Караван выровнялся. Нагруженные повозки скрипели и покачивались, медленно убаюкивая и, наверное, поэтому ехали в тишине. Какое-то время мы двигались по пустынной равнине, пока не подъехали к молодому сосновому лесу, где воздух мгновенно наполнился приятным ароматом смол и свежести.
Не скажу, что в городе было так же душно, как в старые времена, когда всё вокруг было переполнено гарью, копотью и смогом, но отсутствие вменяемой канализации делало своё грязное дело.
Пейзажи сменялись один за другим. Равнина. Лес. Дикое цветочное поле с красными маками, о красоте которого хоть легенды слагай.

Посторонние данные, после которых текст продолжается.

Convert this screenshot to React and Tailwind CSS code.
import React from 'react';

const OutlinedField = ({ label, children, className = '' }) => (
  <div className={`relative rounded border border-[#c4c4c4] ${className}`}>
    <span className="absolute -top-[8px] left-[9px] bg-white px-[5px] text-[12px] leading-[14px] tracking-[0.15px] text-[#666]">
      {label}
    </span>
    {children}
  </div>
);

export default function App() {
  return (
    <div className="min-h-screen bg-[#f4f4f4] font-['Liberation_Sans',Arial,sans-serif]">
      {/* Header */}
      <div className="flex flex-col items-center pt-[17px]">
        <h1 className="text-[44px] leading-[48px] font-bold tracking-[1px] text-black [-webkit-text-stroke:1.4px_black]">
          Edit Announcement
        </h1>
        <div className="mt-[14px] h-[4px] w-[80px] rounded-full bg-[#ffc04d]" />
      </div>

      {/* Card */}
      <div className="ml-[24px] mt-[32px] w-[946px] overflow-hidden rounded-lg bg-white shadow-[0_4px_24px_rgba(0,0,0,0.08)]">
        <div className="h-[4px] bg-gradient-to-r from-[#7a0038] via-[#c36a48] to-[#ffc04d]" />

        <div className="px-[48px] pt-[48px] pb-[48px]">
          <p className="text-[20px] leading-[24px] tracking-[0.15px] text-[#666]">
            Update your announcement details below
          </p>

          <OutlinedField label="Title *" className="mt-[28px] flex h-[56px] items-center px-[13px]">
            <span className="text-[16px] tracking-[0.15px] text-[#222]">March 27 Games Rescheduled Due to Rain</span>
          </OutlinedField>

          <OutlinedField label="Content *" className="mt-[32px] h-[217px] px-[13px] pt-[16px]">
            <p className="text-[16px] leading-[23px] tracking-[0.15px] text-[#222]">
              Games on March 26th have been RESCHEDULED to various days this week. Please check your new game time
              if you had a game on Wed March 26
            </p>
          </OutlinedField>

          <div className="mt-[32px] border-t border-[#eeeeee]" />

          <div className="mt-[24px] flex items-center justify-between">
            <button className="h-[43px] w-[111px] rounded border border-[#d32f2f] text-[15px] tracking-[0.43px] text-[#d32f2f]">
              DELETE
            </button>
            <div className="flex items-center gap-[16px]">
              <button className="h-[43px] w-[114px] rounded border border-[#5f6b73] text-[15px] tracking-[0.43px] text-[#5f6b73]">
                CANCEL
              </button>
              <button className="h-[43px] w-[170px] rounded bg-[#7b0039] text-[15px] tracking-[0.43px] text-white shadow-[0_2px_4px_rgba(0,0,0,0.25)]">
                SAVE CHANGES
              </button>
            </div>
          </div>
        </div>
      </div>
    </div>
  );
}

А затем мы стали подъезжать к поместью. Уже издали у меня в душе закралось чувство лёгкой тревоги.
И чем ближе мы подъезжали, тем больше хмурились мои брови.
Когда колёса каравана въехали на территорию поместья и остановились. Когда я увидел дом, в котором мне и всем моим людям предстояло жить, я тяжело вздохнул.
Да поможет нам Бог.
Глава 10
10
За покосившимися воротами и обвалившейся крышей виднелось нечто большее, чем просто ветхость. Сама дорога, ведущая к усадьбе, давно сдалась бурьяну, превратившись в узкую, едва различимую тропу, словно природа всеми силами пыталась скрыть следы былой человеческой деятельности.

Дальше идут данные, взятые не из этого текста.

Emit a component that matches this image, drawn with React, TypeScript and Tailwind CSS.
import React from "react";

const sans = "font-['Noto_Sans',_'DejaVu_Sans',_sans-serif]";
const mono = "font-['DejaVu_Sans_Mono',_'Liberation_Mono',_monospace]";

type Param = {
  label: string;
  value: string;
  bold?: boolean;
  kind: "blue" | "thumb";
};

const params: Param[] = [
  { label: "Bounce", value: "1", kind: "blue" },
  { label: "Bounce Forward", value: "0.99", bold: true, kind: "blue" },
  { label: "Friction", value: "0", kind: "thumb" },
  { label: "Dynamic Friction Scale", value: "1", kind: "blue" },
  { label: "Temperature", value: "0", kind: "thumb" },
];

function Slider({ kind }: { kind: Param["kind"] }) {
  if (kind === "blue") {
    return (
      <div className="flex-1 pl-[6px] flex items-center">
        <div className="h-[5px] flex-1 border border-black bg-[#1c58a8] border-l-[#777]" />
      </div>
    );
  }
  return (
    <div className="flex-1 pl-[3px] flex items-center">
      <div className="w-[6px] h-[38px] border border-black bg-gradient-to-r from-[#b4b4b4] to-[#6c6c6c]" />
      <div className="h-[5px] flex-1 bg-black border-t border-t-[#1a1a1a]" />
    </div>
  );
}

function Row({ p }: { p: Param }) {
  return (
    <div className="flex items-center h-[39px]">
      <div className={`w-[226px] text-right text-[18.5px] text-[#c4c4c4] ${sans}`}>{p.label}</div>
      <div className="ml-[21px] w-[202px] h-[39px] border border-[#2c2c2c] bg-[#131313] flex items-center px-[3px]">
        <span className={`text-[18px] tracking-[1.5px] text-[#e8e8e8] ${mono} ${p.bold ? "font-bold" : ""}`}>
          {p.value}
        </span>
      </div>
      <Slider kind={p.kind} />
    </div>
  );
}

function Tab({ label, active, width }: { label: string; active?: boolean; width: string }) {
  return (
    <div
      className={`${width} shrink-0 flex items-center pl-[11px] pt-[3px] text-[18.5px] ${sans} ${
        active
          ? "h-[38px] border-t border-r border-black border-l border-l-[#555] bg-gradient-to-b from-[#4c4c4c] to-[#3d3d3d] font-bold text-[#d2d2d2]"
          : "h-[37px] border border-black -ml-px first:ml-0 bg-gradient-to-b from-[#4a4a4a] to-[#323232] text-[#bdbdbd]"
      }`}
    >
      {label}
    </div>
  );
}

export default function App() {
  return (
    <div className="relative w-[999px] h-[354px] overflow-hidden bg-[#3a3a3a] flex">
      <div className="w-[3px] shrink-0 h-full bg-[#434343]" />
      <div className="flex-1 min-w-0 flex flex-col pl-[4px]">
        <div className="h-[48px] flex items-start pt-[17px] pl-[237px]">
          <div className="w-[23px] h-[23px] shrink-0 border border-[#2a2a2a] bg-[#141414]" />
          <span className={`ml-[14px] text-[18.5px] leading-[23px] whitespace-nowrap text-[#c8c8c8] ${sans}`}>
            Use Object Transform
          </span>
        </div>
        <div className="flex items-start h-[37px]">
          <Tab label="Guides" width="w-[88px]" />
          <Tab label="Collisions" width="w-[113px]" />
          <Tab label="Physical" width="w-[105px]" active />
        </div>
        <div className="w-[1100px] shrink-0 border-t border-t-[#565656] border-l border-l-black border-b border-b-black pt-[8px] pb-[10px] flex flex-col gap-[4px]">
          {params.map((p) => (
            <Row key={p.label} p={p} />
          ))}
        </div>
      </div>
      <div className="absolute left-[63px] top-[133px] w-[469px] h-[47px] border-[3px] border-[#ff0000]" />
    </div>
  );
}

Лишь местами виднелись едва различимые следы колес от давным-давно ездивших повозок. По обе стороны от тропы тянулись старые сады, представляющие собой хаотичное нагромождение одичавших деревьев и кустарников.

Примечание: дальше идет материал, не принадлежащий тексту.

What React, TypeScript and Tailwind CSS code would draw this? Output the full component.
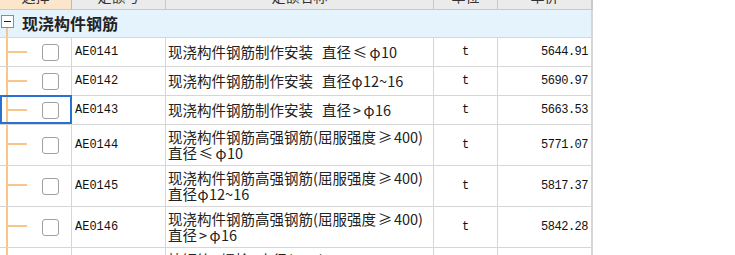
import React from "react";

type Row = { code: string; name: string[]; price: string; selected?: boolean };

const rows: Row[] = [
  { code: "AE0141", name: ["现浇构件钢筋制作安装 直径≤φ10"], price: "5644.91" },
  { code: "AE0142", name: ["现浇构件钢筋制作安装 直径φ12~16"], price: "5690.97" },
  { code: "AE0143", name: ["现浇构件钢筋制作安装 直径>φ16"], price: "5663.53", selected: true },
  { code: "AE0144", name: ["现浇构件钢筋高强钢筋(屈服强度≥400)", "直径≤φ10"], price: "5771.07" },
  { code: "AE0145", name: ["现浇构件钢筋高强钢筋(屈服强度≥400)", "直径φ12~16"], price: "5817.37" },
  { code: "AE0146", name: ["现浇构件钢筋高强钢筋(屈服强度≥400)", "直径>φ16"], price: "5842.28" },
  { code: "AE0147", name: ["植钢筋 螺栓 直径(mm)", "φ16"], price: "" },
];

const cjk = "font-['Noto_Sans_CJK_SC',sans-serif]";
const mono = "font-['Liberation_Mono','Noto_Sans_CJK_SC',monospace]";
const line = "border-[#d6d6d6]";

function Name({ text }: { text: string }) {
  const parts: React.ReactNode[] = [];
  let buf = "";
  const flush = () => {
    if (buf) parts.push(buf);
    buf = "";
  };
  Array.from(text).forEach((ch, i) => {
    if (ch === "≤" || ch === "≥") {
      flush();
      parts.push(
        <span key={i} className="inline-block w-[18px] text-center">
          {ch}
        </span>
      );
    } else if (ch === "φ" || ch === ">") {
      flush();
      parts.push(
        <span key={i} className="inline-block w-[12px] text-center">
          {ch}
        </span>
      );
    } else if (ch === " ") {
      flush();
      parts.push(<span key={i} className="inline-block w-[9px]">{" "}</span>);
    } else {
      buf += ch;
    }
  });
  flush();
  return <div className="whitespace-nowrap">{parts}</div>;
}

function DataRow({ r }: { r: Row }) {
  const tall = r.name.length > 1;
  const h = tall ? "h-[41px]" : "h-[29px]";
  return (
    <div className={`flex ${h}`}>
      <div className={`relative w-[72px] shrink-0 flex items-stretch border-r border-b ${line}`}>
        <div className="w-[6px] shrink-0" />
        <div className="w-[2px] shrink-0 bg-[#f8c689]" />
        <div className={`w-[19px] shrink-0 ${tall ? "pt-[18px]" : "pt-[13px]"}`}>
          <div className="h-[2px] w-full bg-[#f8c689]" />
        </div>
        <div className="flex items-center ml-[15px]">
          <div className="w-[17px] h-[17px] rounded-[3px] border border-[#a0a0a0] bg-white" />
        </div>
        {r.selected && (
          <div className="absolute -top-px left-0 -right-px bottom-0 border-2 border-[#2a71d6]" />
        )}
      </div>
      <div className={`w-[94px] shrink-0 flex items-center pl-[3px] border-r border-b ${line} ${mono} text-[12px] text-[#111]`}>
        {r.code}
      </div>
      <div className={`w-[268px] shrink-0 flex flex-col justify-center pl-[2px] border-r border-b ${line} ${cjk} text-[14.5px] leading-[16px] text-[#222]`}>
        {r.name.map((n, i) => (
          <Name key={i} text={n} />
        ))}
      </div>
      <div className={`w-[64px] shrink-0 flex items-center justify-center border-r border-b ${line} ${mono} text-[12px] text-[#111]`}>
        t
      </div>
      <div className={`w-[95px] shrink-0 flex items-center justify-end pr-[3px] border-r-2 border-b ${line} ${mono} text-[12px] tracking-[-0.5px] text-[#111]`}>
        {r.price}
      </div>
    </div>
  );
}

export default function App() {
  return (
    <div className="w-[735px] h-[255px] overflow-hidden bg-white">
      <div className="w-[593px] -mt-[16px]">
        {/* header */}
        <div className={`flex h-[26px] ${cjk} text-[14px] text-[#333]`}>
          <div className="w-[72px] shrink-0 flex items-center justify-center bg-[#fbe6cc] border-r border-b border-r-[#9cc1e6] border-b-[#c9c9c9]">选择</div>
          <div className="w-[94px] shrink-0 flex items-center justify-center bg-[#ebebeb] border-r border-b border-[#c9c9c9]">定额号</div>
          <div className="w-[268px] shrink-0 flex items-center justify-center bg-[#ebebeb] border-r border-b border-[#c9c9c9]">定额名称</div>
          <div className="w-[64px] shrink-0 flex items-center justify-center bg-[#ebebeb] border-r border-b border-[#c9c9c9]">单位</div>
          <div className="w-[95px] shrink-0 flex items-center justify-center bg-[#ebebeb] border-r-2 border-b border-[#c9c9c9]">单价</div>
        </div>
        {/* group row */}
        <div className={`flex h-[28px] bg-[#e5f3fd] border-b border-r-2 ${line}`}>
          <div className="flex flex-col w-[15px] shrink-0 pt-[5px] pl-[1px]">
            <div className="w-[13px] h-[13px] border border-[#8c8c8c] bg-white flex items-center justify-center">
              <div className="w-[7px] h-px bg-[#222]" />
            </div>
            <div className="flex-1 w-[2px] ml-[5px] bg-[#f8c689]" />
          </div>
          <div className={`self-center ml-[7px] pb-[2px] ${cjk} font-bold text-[16px] leading-[18px] text-[#222]`}>
            现浇构件钢筋
          </div>
        </div>
        {rows.map((r) => (
          <DataRow key={r.code} r={r} />
        ))}
      </div>
    </div>
  );
}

Сквозь их сплетения нагло пробивались сорняки и крапива, распространяя в воздухе горьковатый, терпкий аромат. Забытые яблони, скрученные от старости, клонили ветви к земле, увешанные почерневшими гнилушками.
Подгнившие плоды испускали сладкий запах увядания, смешиваясь с ароматом прелой листвы. В тишине, нарушаемой лишь жужжанием назойливых мух и редким карканьем ворон, слышался слабый шорох сухих листьев и потрескивание веток под порывами ветра.
Сам господский дом — когда-то, несомненно, величественное строение — теперь стоял, словно израненный зверь. Стены, ранее выбеленные, покрылись серыми потёками и мхом. Часть оконных рам прогнила, и сквозь пустые проёмы гулял холодный ветер, принося с собой запах сырой земли и прелой листвы.
Уцелевшие наличники, украшенные искусной резьбой, покрылись пылью и сколами. На некогда алой черепице крыши зияли огромные проплешины, сквозь которые просматривалось серое небо.
Позади дома, среди одичавшего парка, виднелись искривлённые крестьянские домики, обросшие бурьяном. Большинство из них стояли с почерневшими от времени брёвнами, с провалившимися крышами и пустыми глазницами окон, без дверей и ставней.
Казалось, что жизнь покинула это место много лет назад, оставив лишь отголоски прошлого. Деревянные колодцы, стоявшие во дворах, напоминали о былом достатке, но сейчас представляли собой лишь глубокие, затянутые тиной ямы.
Во дворах, где когда-то бегали дети и суетились хозяйки, разрастались сорняки. Всё было словно погружено в оцепенение, из которого доселе не было пробуждения, и казалось, что запустение сковало поместье в своих объятиях на долгие годы.
Проведя поверхностный осмотр, я решил, что первым делом нужно познакомиться со своими людьми, которых мне отдали в подчинение. Пять телег. Десять семей.
Они сгрудились на центральной площади у входа в господский дом, возле наполовину разрушенного и высохшего фонтана, украшенного каменной горгульей с отбитой головой. Тюк за тюком люди снимали с повозок своё нехитрое имущество, как своё, так и моё.
Без лишних слов я подошёл к одной из телег и стал её разгружать. Развязав тесёмки, я откинул брезент, который укрывал груз и защищал от пыли или возможного дождя. Взяв один из вещмешков, я перекинул его через плечо и стянул, после чего понёс к фонтану, где и стал всё упорядоченно размещать.
Люди косились на меня, словно на прокажённого, будто я пришёл из другого мира. А мне была неясна их реакция. Краем глаза я заметил, как одна из женщин, крайне бледная и истощённая, будто недавно оправилась от тяжёлой болезни, уронила мешок, в котором явно было что-то хрупкое, возможно стеклянное.